The joint design can increase the risk of cracking. For example, joints likely to contain stress concentration, such as partial penetration welds, are more liable to initiate cracks.
The welding procedure also has an influence. Large weld beads are undesirable, as they produce coarse columnar grains within the weld metal and a coarse grained HAZ which is less likely to be refined by the subsequent pass, and therefore will be more susceptible to reheat cracking.
Best practice in prevention
The risk of reheat cracking can be reduced through the choice of steel, specifying the maximum impurity level and by adopting a more tolerant welding procedure / technique.
If possible, avoid welding steels known to be susceptible to reheat cracking. For example, A 508 Class 2 is known to be particularly susceptible to reheat cracking, whereas cracking associated with welding and cladding in A508 Class 3 is largely unknown. The two steels have similar mechanical properties, but A508 Class 3 has a lower Cr content and a higher manganese content.
Similarly, in the higher strength, creep-resistant steels, an approximate ranking of their crack susceptibility is as follows:
|5 Cr 1Mo ||lower risk |
|2.25Cr 1 Mo ||↓ |
|0.5Mo B ||↓ |
|0.5Cr 0.5Mo 0.25V ||higher risk |
Thus, in selecting a creep-resistant, chromium molybdenum steel, 0.5Cr 0.5Mo 0.25V steel is known to be susceptible to reheat cracking but the 2.25Cr 1Mo which has a similar creep resistance, is significantly less susceptible.

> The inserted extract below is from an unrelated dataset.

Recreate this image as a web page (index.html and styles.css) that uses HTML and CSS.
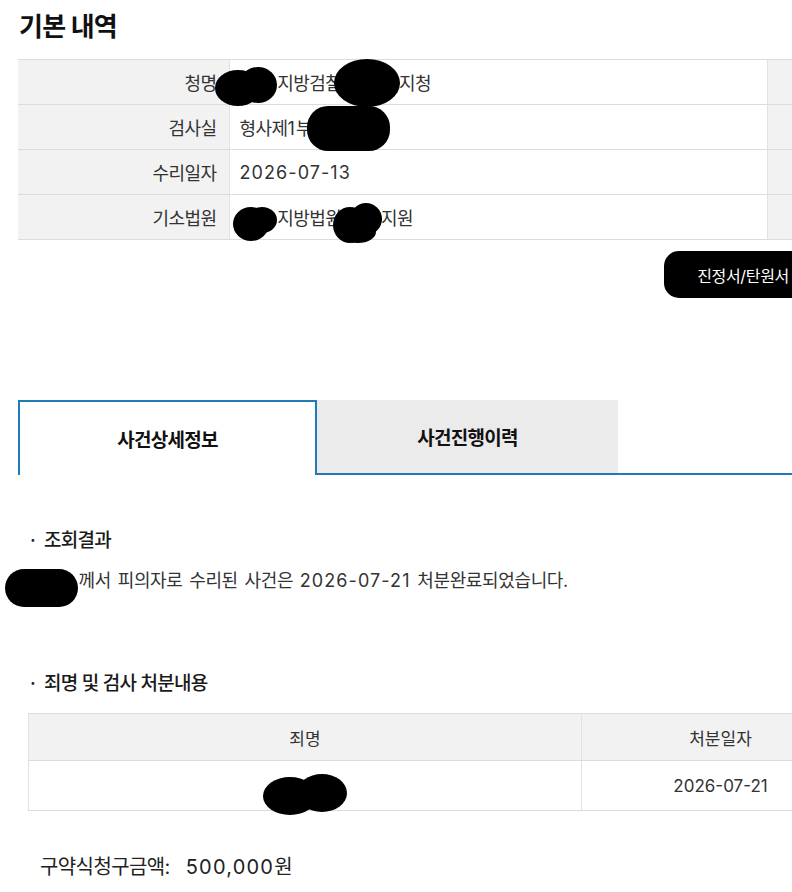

Unfortunately, although some knowledge has been gained on the susceptibility of certain steels, the risk of cracking cannot be reliably predicted from the chemical composition. Various indices, including ΔG1, PSR
and Rs, have been used to indicate the susceptibility of steel to reheat cracking. Steels which have a value of ΔG1 of less than 2, PSR
less than zero or Rs less than 0.03, are less susceptible to reheat cracking
ΔG1 = 10C + Cr + 3.3Mo + 8.1V - 2
PSR = Cr +Cu + 2Mo + 10V +7Nb + 5Ti - 2
Rs = 0.12Cu +0.19S +0.10As + P +1.18Sn + 1.49Sb
Irrespective of the steel type, it is important to purchase steels specified to have low levels of impurity elements (antimony, arsenic, tin, bismuth, sulphur and phosphorus). To avoid weld metal reheat cracking, it is necessary to ensure that welding consumables deposit weld metal with appropriately low levels of these impurities, and preferably to avoid coarse columnar grains. Following several instances of weld metal reheat cracking in thick-wall 2.25%Cr-1%Mo-0.25%V reactor vessels, impurities in the flux were identified as being responsible for the cracking, and an equation given for the desired upper limit of these additional impurities.
K = Pb + Bi + 0.03Sb (ppm)
The compositional factor K must be less than 1.5 to achieve freedom from this form of cracking.

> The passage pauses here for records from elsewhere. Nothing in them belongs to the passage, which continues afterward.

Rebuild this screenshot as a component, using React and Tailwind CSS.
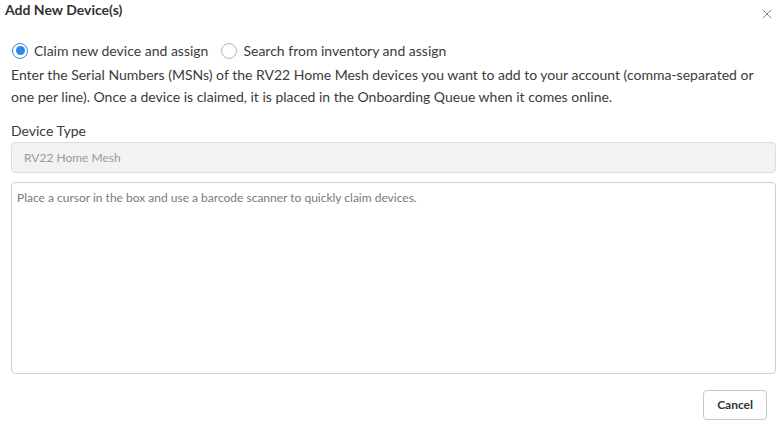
import { X } from 'lucide-react';

const font = { fontFamily: 'Lato, "Open Sans", sans-serif' };

const Radio = ({ checked, label }) => (
  <label className="flex items-center gap-[6px] cursor-pointer">
    {checked ? (
      <span className="flex h-[16px] w-[16px] items-center justify-center rounded-full border-[1.5px] border-[#2f86eb]">
        <span className="h-[9px] w-[9px] rounded-full bg-[#2f86eb]" />
      </span>
    ) : (
      <span className="h-[16px] w-[16px] rounded-full border border-[#b5b5b5]" />
    )}
    <span className="text-[14px] text-[#3b3b3b]">{label}</span>
  </label>
);

export default function App() {
  return (
    <div className="h-[425px] w-[781px] bg-white text-[#3b3b3b]" style={font}>
      <div className="flex items-start justify-between pl-[5px] pr-[6px]">
        <h2 className="text-[14px] leading-[20px] font-bold text-[#333]">Add New Device(s)</h2>
        <X size={16} strokeWidth={1.5} className="mt-[6px] text-[#8a8a8a]" />
      </div>

      <div className="pl-[11px] pr-[5px]">
        <div className="mt-[18px] flex items-center gap-[13px] pl-[1px]">
          <Radio checked label="Claim new device and assign" />
          <Radio label="Search from inventory and assign" />
        </div>

        <p className="mt-[3px] text-[14px] leading-[22px] text-[#3b3b3b]">
          Enter the Serial Numbers (MSNs) of the RV22 Home Mesh devices you want to add to your account (comma-separated or one per line). Once a device is claimed, it is placed in the Onboarding Queue when it comes online.
        </p>

        <div className="mt-[12px] text-[14px] text-[#3b3b3b]">Device Type</div>
        <div className="mt-[1px] flex h-[31px] items-center rounded-[4px] border border-[#dcdcdc] bg-[#f2f2f3] pl-[12px] text-[12px] text-[#9a9a9a]">
          RV22 Home Mesh
        </div>

        <textarea
          className="mt-[9px] block h-[192px] w-full resize-none rounded-[4px] border border-[#cfcfcf] px-[5px] py-[6px] text-[12px] text-[#3b3b3b] placeholder:text-[#7a7a7a] outline-none"
          placeholder="Place a cursor in the box and use a barcode scanner to quickly claim devices."
          style={font}
        />

        <div className="mt-[16px] flex justify-end pr-[9px]">
          <button className="h-[30px] rounded-[4px] border border-[#c8c8c8] bg-white px-[13px] text-[12px] font-bold text-[#333]">
            Cancel
          </button>
        </div>
      </div>
    </div>
  );
}
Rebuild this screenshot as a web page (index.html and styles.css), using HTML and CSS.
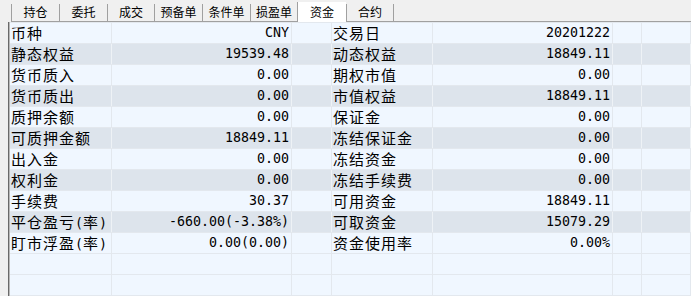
FILE: index.html
```html
<!DOCTYPE html>
<html lang="zh-CN">
<head>
<meta charset="utf-8">
<title>资金</title>
<link rel="stylesheet" href="styles.css">
</head>
<body>
<div class="app">
  <div class="tabbar">
    <div class="tab t48">持仓</div>
    <div class="tab t48">委托</div>
    <div class="tab t47">成交</div>
    <div class="tab t48">预备单</div>
    <div class="tab t48">条件单</div>
    <div class="tab t47">损盈单</div>
    <div class="tab t49 active">资金</div>
    <div class="tab t48 last">合约</div>
    <div class="tabfill"></div>
  </div>
  <div class="frame">
    <div class="grid">
      <div class="row"><div class="c lbl">币种</div><div class="c num">CNY</div><div class="c"></div><div class="c lbl">交易日</div><div class="c num">20201222</div><div class="c"></div><div class="c"></div></div>
      <div class="row alt"><div class="c lbl">静态权益</div><div class="c num">19539.48</div><div class="c"></div><div class="c lbl">动态权益</div><div class="c num">18849.11</div><div class="c"></div><div class="c"></div></div>
      <div class="row"><div class="c lbl">货币质入</div><div class="c num">0.00</div><div class="c"></div><div class="c lbl">期权市值</div><div class="c num">0.00</div><div class="c"></div><div class="c"></div></div>
      <div class="row alt"><div class="c lbl">货币质出</div><div class="c num">0.00</div><div class="c"></div><div class="c lbl">市值权益</div><div class="c num">18849.11</div><div class="c"></div><div class="c"></div></div>
      <div class="row"><div class="c lbl">质押余额</div><div class="c num">0.00</div><div class="c"></div><div class="c lbl">保证金</div><div class="c num">0.00</div><div class="c"></div><div class="c"></div></div>
      <div class="row alt"><div class="c lbl">可质押金额</div><div class="c num">18849.11</div><div class="c"></div><div class="c lbl">冻结保证金</div><div class="c num">0.00</div><div class="c"></div><div class="c"></div></div>
      <div class="row"><div class="c lbl">出入金</div><div class="c num">0.00</div><div class="c"></div><div class="c lbl">冻结资金</div><div class="c num">0.00</div><div class="c"></div><div class="c"></div></div>
      <div class="row alt"><div class="c lbl">权利金</div><div class="c num">0.00</div><div class="c"></div><div class="c lbl">冻结手续费</div><div class="c num">0.00</div><div class="c"></div><div class="c"></div></div>
      <div class="row"><div class="c lbl">手续费</div><div class="c num">30.37</div><div class="c"></div><div class="c lbl">可用资金</div><div class="c num">18849.11</div><div class="c"></div><div class="c"></div></div>
      <div class="row alt"><div class="c lbl">平仓盈亏<span class="p">(</span>率<span class="p">)</span></div><div class="c num">-660.00(-3.38%)</div><div class="c"></div><div class="c lbl">可取资金</div><div class="c num">15079.29</div><div class="c"></div><div class="c"></div></div>
      <div class="row"><div class="c lbl">盯市浮盈<span class="p">(</span>率<span class="p">)</span></div><div class="c num">0.00(0.00)</div><div class="c"></div><div class="c lbl">资金使用率</div><div class="c num">0.00%</div><div class="c"></div><div class="c"></div></div>
      <div class="row"><div class="c"></div><div class="c"></div><div class="c"></div><div class="c"></div><div class="c"></div><div class="c"></div><div class="c"></div></div>
      <div class="row"><div class="c"></div><div class="c"></div><div class="c"></div><div class="c"></div><div class="c"></div><div class="c"></div><div class="c"></div></div>
      <div class="row"><div class="c"></div><div class="c"></div><div class="c"></div><div class="c"></div><div class="c"></div><div class="c"></div><div class="c"></div></div>
    </div>
  </div>
</div>
</body>
</html>
```

FILE: styles.css
```css
html, body {
  margin: 0;
  padding: 0;
  background: #f0f0f0;
  overflow: hidden;
}
.app {
  width: 691px;
  height: 296px;
  overflow: hidden;
  font-family: "Noto Sans CJK SC", "Noto Sans", sans-serif;
  color: #000;
}
.tabbar {
  display: flex;
  height: 22px;
  padding-left: 11px;
  box-sizing: border-box;
}
.tab {
  box-sizing: border-box;
  margin-top: 4px;
  height: 18px;
  border-left: 1px solid #a0a0a0;
  border-bottom: 1px solid #a0a0a0;
  font-size: 12px;
  line-height: 16px;
  text-align: center;
}
.t47 { width: 47px; }
.t48 { width: 48px; }
.t49 { width: 49px; }
.tab.active {
  margin-top: 2px;
  height: 20px;
  padding-top: 2px;
  background: #ffffff;
  border-bottom: none;
}
.tab.last {
  border-right: 1px solid #a0a0a0;
}
.tabfill {
  flex: 1;
  border-bottom: 1px solid #a0a0a0;
}
.frame {
  margin-left: 8px;
  border-left: 1px solid #6a6a6a;
  height: 274px;
}
.grid {
  border-left: 1px solid #b9b9b9;
  background: #f0f7ff;
}
.row {
  display: grid;
  grid-template-columns: 102px 180px 40px 101px 180px 29px 1fr;
  height: 21px;
  box-sizing: border-box;
  border-top: 1px solid #e3e8ee;
  background: #f0f7ff;
}
.row.alt {
  background: #dde4ec;
}
.c {
  border-right: 1px solid #e3e8ee;
  height: 20px;
  line-height: 20px;
  white-space: nowrap;
}
.row.alt .c {
  border-right-color: #eef2f6;
}
.lbl {
  font-size: 15px;
  letter-spacing: 1px;
  padding-left: 1px;
  line-height: 19px;
}
.p {
  font-family: "DejaVu Sans Mono", monospace;
  font-size: 13.3px;
  letter-spacing: 0;
}
.num {
  font-family: "DejaVu Sans Mono", monospace;
  font-size: 13.3px;
  text-align: right;
  padding-right: 2px;
}
```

Welding procedure and technique
The welding procedure can be used to minimise the risk of reheat cracking by
- Producing the maximum refinement of the coarse grain HAZ
- Limiting the degree of austenite grain growth
- Eliminating stress concentrations
The procedure should aim to refine the coarse grained HAZ by subsequent passes. In butt welds, maximum refinement can be achieved by using a steep-sided joint preparation with a low angle of attack to minimise penetration into the side-wall, ( Fig 2a). In comparison, a larger angle V preparation produces a wider HAZ, limiting the amount of refinement achieved by subsequent passes, ( Fig 2b). Narrow joint preparations, however, are more difficult to weld, due to the increased risk of lack of side-wall fusion.
Fig.2a. Welding in the flat position - high degree of HAZ refinement
Fig.2b. Welding in the horizontal/vertical position - low degree of HAZ refinement
Refinement of the HAZ can be promoted by first buttering the surface of the susceptible plate with a thin weld metal layer using a small diameter (3.2mm) electrode. The joint is then completed using a larger diameter (4 - 4.8mm) electrode, which is intended to generate sufficient heat to refine any remaining coarse grained HAZ under the buttered layer.
The degree of austenite grain growth can be restricted by using a low heat input. However, precautionary measures may be necessary to avoid the risk of hydrogen-assisted cracking and lack-of-fusion defects. For example, reducing the heat input will almost certainly require a higher preheat temperature to avoid hydrogen-assisted cracking.
The joint design and welding technique adopted should ensure that the weld is free from localised stress concentrations which can arise from the presence of notches. Stress concentrations may be produced in the following situations:
- welding with a backing bar
- a partial penetration weld leaving a root imperfection
- internal weld imperfections such as lack of sidewall fusion
- the weld has a poor surface profile, especially sharp weld toes
The weld toes of the capping pass are particularly vulnerable, as the coarse grained HAZ may not have been refined by subsequent passes. In susceptible steel, the last pass should never be deposited on the parent material, but always on the weld metal, so that it will refine the HAZ.
Grinding the weld toes with the preheat maintained has been successfully used to reduce the risk of cracking in 0.5Cr 0.5Mo 0.25V steels.